2. Feature Engineering Creating lagged spend, seasonality flags, audience segment demographics, creative attributes. Feature‑engineering scripts, automated feature store.
3. Model Training Predicting conversion lift, cost per acquisition (CPA), return on ad spend (ROAS) per creative or audience. Gradient‑boosted trees (XGBoost, LightGBM), neural nets, causal inference models.
4. Experiments Setting up A/B or multivariate tests for creative, call‑to‑action, landing pages. Randomised controlled trial frameworks, Bayesian A/B testing.
5. Budget Allocation Deciding how to distribute spend across channels, creative sets, and audience buckets. Multi‑armed bandit algorithms, linear programming, proportional share models.
6. Real‑time Adjustment Continuously monitoring KPI drift and reallocating budgets or pausing under‑performing creatives. Online learning models, streaming analytics.
7. Monitoring & Feedback Visualising insights, alerting on anomalies, re‑training when new data arrives. Dashboards (Tableau, PowerBI), automated retraining jobs.

Each block can be expanded, but the essentials remain consistent across campaigns regardless of scale.

3. Building the Data Foundation

3.1 Data Consolidation

  1. List all data sources: Facebook Ads Manager, Google Ads, TikTok Ads, CRM tables, and web analytics.
  2. Map common identifiers: ad ID → creative hash, campaign ID → channel.
  3. Build a unified schema that captures all spend, reach, and performance metrics, normalising currency and timezones.
  4. Automate freshness by scheduling nightly ETL jobs; consider using Airflow or Prefect for orchestrating tasks.

Tip: Use a feature store (e.g., Feast, Tecton) to cache engineered variables, ensuring consistency across experiments and models.

3.2 Feature Engineering Essentials

Feature Purpose Example Construction
Time‑window spend Captures spend concentration effects. sum(spend_last_7d)
Seasonality flag Accounts for holiday peaks. is_monthly_holiday
Audience demographics Allows demographic‑specific predictions. age_group, income_bracket
Creative metadata Links performance to visual or copy features. creative_type: video/graphic, copy_length
Platform-specific constraints Aligns with ad platform limits (frequency caps). frequency_cap

Automate this with a Python notebook or Spark job; keep a clean audit trail so that any later data correction is reproducible.

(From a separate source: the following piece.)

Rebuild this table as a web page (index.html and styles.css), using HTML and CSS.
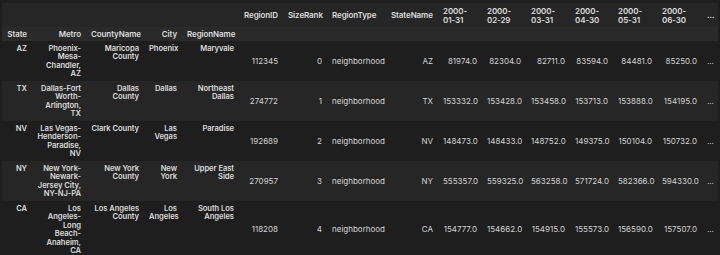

4. Predictive Modelling for Campaign KPIs

4.1 Choosing the Right Algorithm

KPI Recommended Model Why it works
Conversion likelihood XGBoost or LightGBM Handles missing values, captures interactions.
Cost‑effectiveness (CPA) Causal inference (DoWhy) Separates uplift from noise.
ROAS per audience Deep Neural Network Maps high‑dimensional creative embeddings.
Creative performance ranking Bayesian A/B test + Thompson Sampling Balances exploration–exploitation.

4.2 Training Best Practices

  1. Hold‑out split respecting temporal ordering (e.g., 80 % recent data for training, 20 % for validation).
  2. Cross‑validation with leakage prevention: use rolling windows so future data never influences the past.
  3. Hyper‑parameter optimisation: AutoML frameworks can sweep millions of combinations, but even a few well‑tuned iterations can lift performance.
  4. Model fairness checks: Evaluate prediction bias across age, gender, and geographic groups; debias if necessary.

4.3 Interpreting Model Outputs

  • Feature importance: Shapley values expose which variables drive conversions.
  • Partial dependence plots help explain non‑linear trends.
  • Confidence intervals provide a risk estimate for each prediction, essential for downstream budgeting step.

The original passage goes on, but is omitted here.